3. Referrals and buzz: nowadays, consumers tend to trust peer reviews, posts in social networks and tweets more than corporate advertising. If a customer is willing to buzz about a company's products/services, it can be a powerful endorsement.

4. Retention: It is usually cheaper to retain an old customer rather than seeking new ones. A lot of businesses are not bothered that much about the customers that already have purchased its products/services, and they mainly focus on attracting new ones, however a customer who has been with a company over a long time, in general is more profitable, mostly because customer buys the product/service on regular basis and can refer to the company when recommending to family/friends.

5. Add on products or services: Customers that buy many items from the company are more profitable because the cost of acquiring that customer is now spread over a larger sales base.

6. The customer's brand: Customer's brand is mostly valuable for smaller businesses. If a customer is a well known public figure and he/she buys a company's product and talks about it, it boosts the company's popularity.

7. Feedback: The majority of the customers will never tell a company what they honestly think about its product.
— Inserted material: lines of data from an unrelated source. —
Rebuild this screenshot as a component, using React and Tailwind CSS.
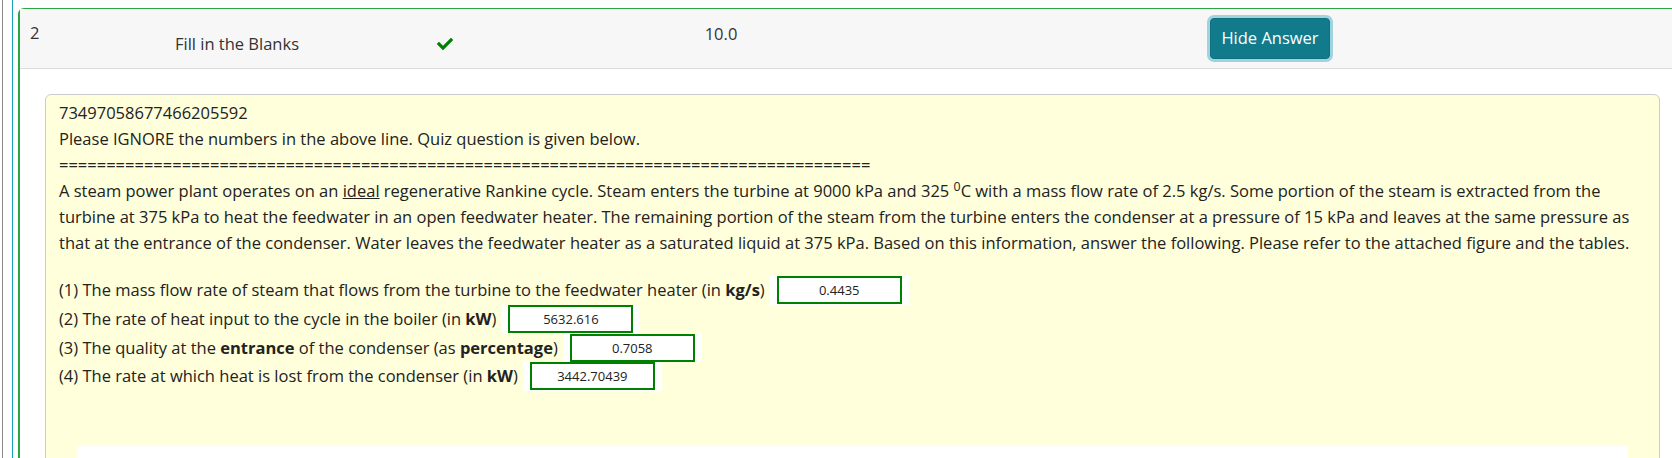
import React from 'react';

const CheckIcon = () => (
    <svg viewBox="0 0 512 512" className="w-[16px] h-[16px]" fill="#008000">
        <path d="M173.898 439.404l-166.4-166.4c-9.997-9.997-9.997-26.206 0-36.204l36.203-36.204c9.997-9.998 26.207-9.998 36.204 0L192 312.69 432.095 72.596c9.997-9.997 26.207-9.997 36.204 0l36.203 36.204c9.997 9.997 9.997 26.206 0 36.204l-294.4 294.401c-9.998 9.997-26.207 9.997-36.204-.001z" />
    </svg>
);

const AnswerBox = ({ value }) => (
    <span className="ml-[5px] h-full bg-white px-[7px] flex items-center">
        <span className="w-[125px] h-[28px] border-2 border-[#008000] bg-white flex items-center justify-center text-[13px] text-[#222]">
            {value}
        </span>
    </span>
);

const questions = [
    { text: <>(1) The mass flow rate of steam that flows from the turbine to the feedwater heater (in <b>kg/s</b>)</>, value: '0.4435' },
    { text: <>(2) The rate of heat input to the cycle in the boiler (in <b>kW</b>)</>, value: '5632.616' },
    { text: <>(3) The quality at the <b>entrance</b> of the condenser (as <b>percentage</b>)</>, value: '0.7058' },
    { text: <>(4) The rate at which heat is lost from the condenser (in <b>kW</b>)</>, value: '3442.70439' },
];

export default function App() {
    return (
        <div className="h-[458px] overflow-hidden bg-white font-['Open_Sans',sans-serif] text-[16.5px] text-[#222]">
            <div className="h-full pl-[2px]">
                <div className="h-full border-l border-[#888] pl-[9px]">
                    <div className="h-full border-l border-[#17a2b8] pl-[5px] pt-[8px]">
                        {/* Question card */}
                        <div className="h-full border-l-2 border-t border-[#28a745] rounded-tl-[6px]">
                            {/* Header row */}
                            <div className="h-[60px] bg-[#f7f7f7] border-b border-[#ddd] flex items-start text-[#333]">
                                <div className="w-[81px] pl-[10px] pt-[10px] leading-[27px]">2</div>
                                <div className="w-[272px] pt-[21px] leading-[27px] text-center">Fill in the Blanks</div>
                                <div className="w-[144px] pt-[27px] flex justify-center"><CheckIcon /></div>
                                <div className="w-[408px] pt-[11px] leading-[27px] text-center">10.0</div>
                                <div className="w-[690px] pt-[9px] flex justify-center">
                                    <button className="h-[41px] px-[10px] rounded-[4px] bg-[#117a8b] border border-[#10707f] text-white ring-[3px] ring-[#9fd4de]">
                                        Hide Answer
                                    </button>
                                </div>
                            </div>

                            {/* Body */}
                            <div className="pl-[25px] pr-[12px] pt-[25px] h-full">
                                <div className="h-full bg-[#ffffdc] border border-[#ccc] rounded-[6px] px-[13px] pt-[5px] leading-[26px]">
                                    <div>73497058677466205592</div>
                                    <div>Please IGNORE the numbers in the above line. Quiz question is given below.</div>
                                    <div>======================================================================================</div>
                                    <p className="whitespace-nowrap">
                                        A steam power plant operates on an <u>ideal</u> regenerative Rankine cycle. Steam enters the turbine at 9000 kPa and 325 <sup>0</sup>C with a mass flow rate of 2.5 kg/s. Some portion of the steam is extracted from the<br />
                                        turbine at 375 kPa to heat the feedwater in an open feedwater heater. The remaining portion of the steam from the turbine enters the condenser at a pressure of 15 kPa and leaves at the same pressure as<br />
                                        that at the entrance of the condenser. Water leaves the feedwater heater as a saturated liquid at 375 kPa. Based on this information, answer the following. Please refer to the attached figure and the tables.
                                    </p>
                                    <div className="mt-[20px]">
                                        {questions.map((q, i) => (
                                            <div key={i} className="h-[28.67px] flex items-center whitespace-nowrap">
                                                <span>{q.text}</span>
                                                <AnswerBox value={q.value} />
                                            </div>
                                        ))}
                                    </div>
                                    <div className="mt-[55px] mx-[18px] h-[40px] bg-white" />
                                </div>
                            </div>
                        </div>
                    </div>
                </div>
            </div>
        </div>
    );
}
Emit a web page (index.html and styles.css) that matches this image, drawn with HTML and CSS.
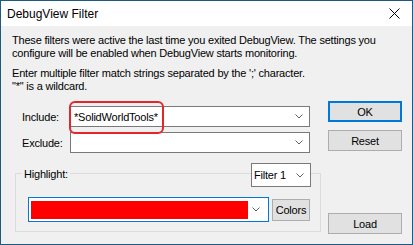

Usually, only the top 10 percent (very satisfied) and bottom 10 percent(very dissatisfied) share their thoughts about a company's service. Any customer who is willing to share his/her opinion is very valuable for the business.

==The Importance of valuable customers==

Many businesses use the practice of retaining valuable customers in order to increase financial performance as well as their customer base. The research done by Gartner shows that the 80% of company's profit come from 20% of existing (loyal) customers. This happens because the customers are inclined to come back for a company's product/service if they had a good experience with them before. Also, if the customers were rewarded with discounts for a long-term relationship with a company, they are willing to buy more of the company's products/services.

Valuable customers is also a good marketing aspect for the company. Customers that are staying with a company for long terms are more inclined to share their experience of a business, with their friends, which will work better than expensive advertising because people tend to be more affected by people they are familiar with. This marketing move will strengthen your brand in the minds of people who are unfamiliar with it.

Regular loyal customers can be the key to success aspect in the highly competitive market. If the company builds a strong brand image, which helps to retain valuable customers, then it can make it resistant to competitive forces.